Putting the canvas on: Fold the cover into a neat bundle. First fold over the smoke flaps to stop

them from being trapped. Then, with someone holding the tongue take one corner of the door strip and fold it to the centre . Do the same on the other side and repeat until the bundle is about three feet wide at the bottom. Roll the whole bundle over and now you have the inside of the cover upwards and the canvas showing is the centre of the back of the cover where the lifting pole will be. Pull the canvas flat between the tongue and the bottom of the back of the cover and place the sturdy lifting pole on top. Have the butt sticking out 9 inches from the bottom of the cover. Lash the tongue onto the pole. The bundle with pole on top is then laid down at the back of the framework with the butt of the lifting pole in the space which was left between the two back poles. The pole and cover is lifted in the same way as the tripod - someone puts their foot on the

butt of the lifting pole whilst another person lifts the pole and cover around the lashing point and then walks underneath it until the lifting pole is upright. Adjust the lifting pole until the bottom of the tongue is sitting in line with the top of the rope at the crown knot. Unfold the cover around the framework so that the door strips are between the two door poles.

Lacing up: Lacing pin from the top to the bottom. The distance between the holes of each pair are wider on one door strip than the other. The wider spacing strip is overlapped on top of the other. If you cannot reach the top lacing pin hole take a piece of wood and lash it to the door poles to stand on, or sit on someones shoulders, or wrap the anchor rope around the door poles to make a ‘ladder’.

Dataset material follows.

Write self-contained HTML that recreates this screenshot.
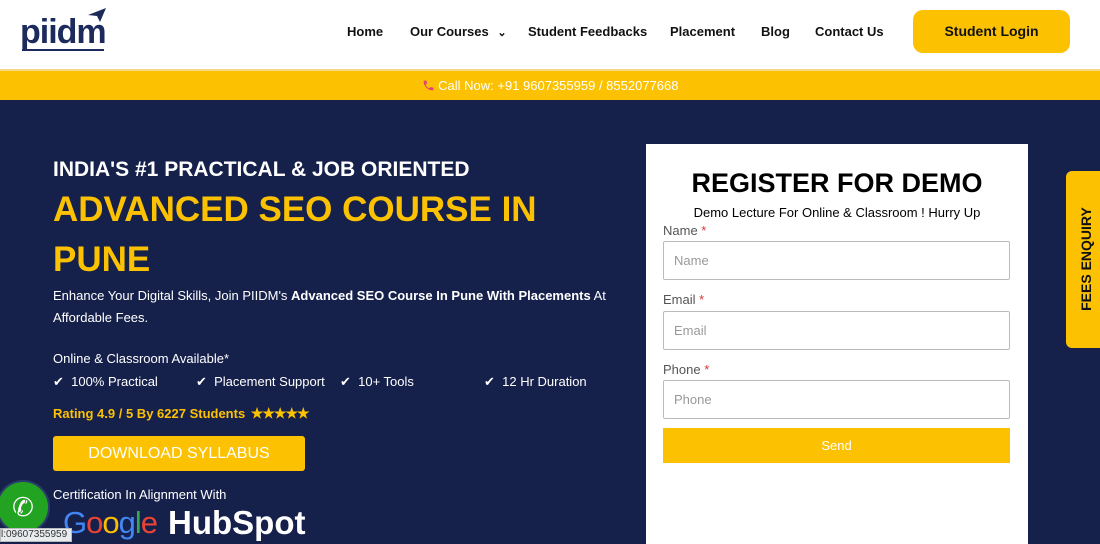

Shaping the tipi: Go inside the tipi. Make sure you know which are the tripod poles and the lifting pole. These should not be moved in or out to tighten the cover but can be moved around the circumference to give the right spacing between the poles. The rest of the poles can be moved in any direction. Remember the tipi is egg - shaped so move poles out,so the cover is just lifted off the ground all around. Make the door hole square to the front. If all looks fine move the poles out further so that the canvas does not sag between the poles but neither is it tightly stretched. The cover doesn’t need to be pegged down at this stage as it gets in the way of putting in the lining and adjusting the final spacing of the poles. However, if it is very windy peg it, likewise secure the anchor rope to stop the poles blowing over.

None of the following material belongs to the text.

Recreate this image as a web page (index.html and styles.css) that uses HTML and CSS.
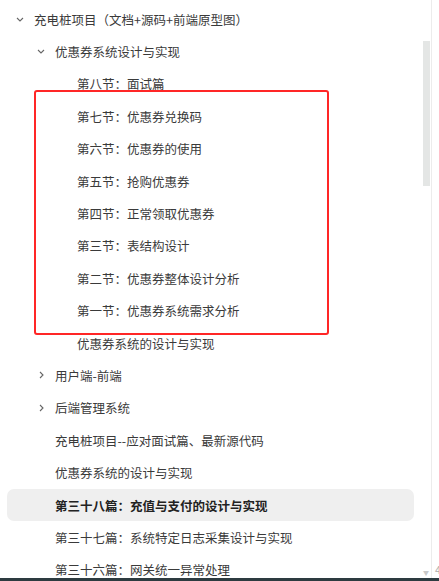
FILE: index.html
```html
<!DOCTYPE html>
<html lang="zh">
<head>
  <meta charset="UTF-8">
  <meta name="viewport" content="width=device-width, initial-scale=1.0">
  <title>目录</title>
  <link rel="stylesheet" href="styles.css">
</head>
<body>
  <div class="panel">
    <ul class="tree">
      <li class="row lv0"><span class="arrow down"><svg width="8" height="5" viewBox="0 0 8 5"><polyline points="1,1 4,4 7,1"/></svg></span>充电桩项目（文档+源码+前端原型图）</li>
      <li class="row lv1"><span class="arrow down"><svg width="8" height="5" viewBox="0 0 8 5"><polyline points="1,1 4,4 7,1"/></svg></span>优惠券系统设计与实现</li>
      <li class="row lv2">第八节：面试篇</li>
      <li class="row lv2">第七节：优惠券兑换码</li>
      <li class="row lv2">第六节：优惠券的使用</li>
      <li class="row lv2">第五节：抢购优惠券</li>
      <li class="row lv2">第四节：正常领取优惠券</li>
      <li class="row lv2">第三节：表结构设计</li>
      <li class="row lv2">第二节：优惠券整体设计分析</li>
      <li class="row lv2">第一节：优惠券系统需求分析</li>
      <li class="row lv2">优惠券系统的设计与实现</li>
      <li class="row lv1"><span class="arrow right"><svg width="5" height="8" viewBox="0 0 5 8"><polyline points="1,1 4,4 1,7"/></svg></span>用户端-前端</li>
      <li class="row lv1"><span class="arrow right"><svg width="5" height="8" viewBox="0 0 5 8"><polyline points="1,1 4,4 1,7"/></svg></span>后端管理系统</li>
      <li class="row lv1 leaf">充电桩项目--应对面试篇、最新源代码</li>
      <li class="row lv1 leaf">优惠券系统的设计与实现</li>
      <li class="row lv1 leaf active">第三十八篇：充值与支付的设计与实现</li>
      <li class="row lv1 leaf">第三十七篇：系统特定日志采集设计与实现</li>
      <li class="row lv1 leaf">第三十六篇：网关统一异常处理</li>
    </ul>
    <div class="mark"></div>
    <div class="thumb"></div>
    <span class="more">▼</span>
  </div>
  <span class="side">4</span>
  <div class="footer"></div>
</body>
</html>
```

FILE: styles.css
```css
html, body {
  margin: 0;
  padding: 0;
  background: #fff;
  height: 581px;
  overflow: hidden;
}

body {
  position: relative;
  font-family: "Noto Sans CJK SC", "Liberation Sans", sans-serif;
  font-size: 12.5px;
  color: #3a3a3a;
}

.panel {
  position: relative;
  width: 431px;
  height: 578px;
  border-right: 1px solid #ececec;
  overflow: hidden;
}

.tree {
  list-style: none;
  margin: 0;
  padding: 3px 0 0 7px;
  width: 407px;
}

.row {
  height: 32.4px;
  display: flex;
  align-items: center;
  white-space: nowrap;
  border-radius: 7px;
}

.lv0 { padding-left: 9px; }
.lv1 { padding-left: 30px; }
.lv2 { padding-left: 70px; }
.lv1.leaf { padding-left: 48px; }

.arrow {
  width: 18px;
  display: flex;
  align-items: center;
}

.arrow svg polyline {
  fill: none;
  stroke: #666;
  stroke-width: 1.1;
}

.arrow.right { padding-left: 2px; width: 16px; }

.active {
  background: #efefef;
  font-weight: bold;
  color: #222;
}

.mark {
  position: absolute;
  left: 34px;
  top: 90px;
  width: 291px;
  height: 241px;
  border: 2.5px solid #ff2626;
  border-radius: 3px;
}

.thumb {
  position: absolute;
  left: 423px;
  top: 41px;
  width: 7px;
  height: 145px;
  background: #e4e6e5;
}

.more {
  position: absolute;
  left: 423px;
  top: 568px;
  font-size: 6px;
  color: #c8c8c8;
}

.side {
  position: absolute;
  left: 435px;
  top: 561px;
  font-size: 11px;
  color: #aaa;
}

.footer {
  height: 3px;
  background: #2d3b40;
}
```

The Lining: The lining rope goes around the outside of the poles at a level about six inches above the door hole. It is tightened when the lining is tied onto it. Start by passing it behind the lifting pole. It has a loop at one end which the free end is passes through and tied off on itself. The lining has ties on its top edge and these are fixed to the lining rope. Begin tying beside the door pole making sure the pegging loops are on the outside. The inner door panel will be the last one tied. It is easier to tie and peg each panel individually as you go around - especially if there are two people - one tying onto the lining rope while the other pegs. The poles are put approximately into their final position now by lining them up with the seams of the lining panels. When you have secured it all the way around, the lining rope can be tightened to take out any sag in the lining. Make sure that there is a gap between the top of the lining and each pole.  

Pegging down the cover: These pegs are heavier than those used for the lining. Put the peg through the pegging loop on the cover and turn the peg to twist the cord so that it grips the peg. For an elegant shape to the tipi the peg is banged into the ground at the point where the bottom of the cover is neither pulled or pushed out of its natural shape. The cover will now feel quite tight although it will loosen after a few days. When necessary the anchor rope is usually tied off on two strong and long crossed pegs just behind the fire hearth.  

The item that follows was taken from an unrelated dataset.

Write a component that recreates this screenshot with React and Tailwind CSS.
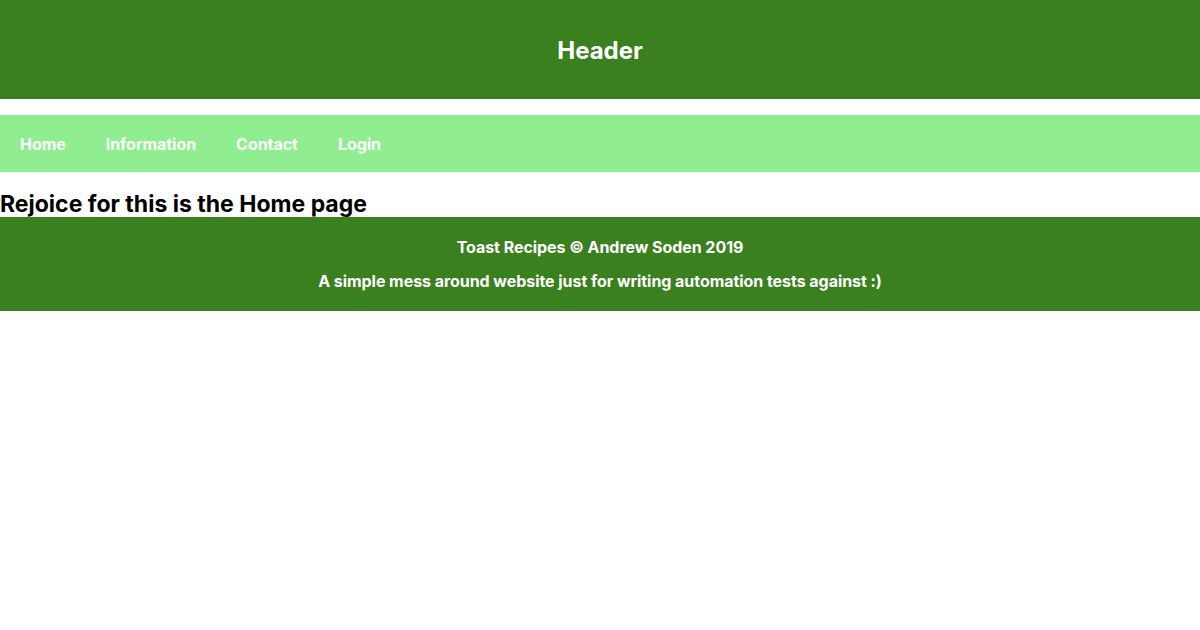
export default function App() {
    const links = ['Home', 'Information', 'Contact', 'Login'];

    return (
        <div className="min-h-[630px] bg-white font-['Inter','Noto_Sans',sans-serif]">
            {/* Header */}
            <header className="h-[99px] bg-[#3b801e] flex items-center justify-center pt-[3px]">
                <h1 className="text-[24px] font-bold text-white leading-none">Header</h1>
            </header>

            {/* Nav */}
            <nav className="mt-4 h-[57px] bg-[#90ee90] flex items-center">
                {links.map((label) => (
                    <a key={label} href="#" className="px-5 text-[16px] font-bold text-white leading-6 tracking-[-0.04px]">
                        {label}
                    </a>
                ))}
            </nav>

            <h2 className="mt-[18px] text-[23px] font-bold text-black leading-[26px] pt-px">
                Rejoice for this is the Home page
            </h2>

            {/* Footer */}
            <footer className="bg-[#3b801e] pt-[18px] pb-[18px] flex flex-col items-center gap-[10px] tracking-[-0.05px]">
                <p className="text-[16px] font-bold text-white leading-6">Toast Recipes © Andrew Soden 2019</p>
                <p className="text-[16px] font-bold text-white leading-6">
                    A simple mess around website just for writing automation tests against :)
                </p>
            </footer>
        </div>
    );
}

Smoke Flaps: The smoke flap poles can be put up at any time after lacing the cover. There is a loop sewn onto the corner of the smoke flap. The poles have a small cross stick tied a few feet down from the top to catch the loop.

Outer Door: The outer door is separate from the cover and is attached using the lacing pins. It is laced onto the cover on the lacing pin which allows the bottom of the door to rest on the ground so keeping out unwanted draughts.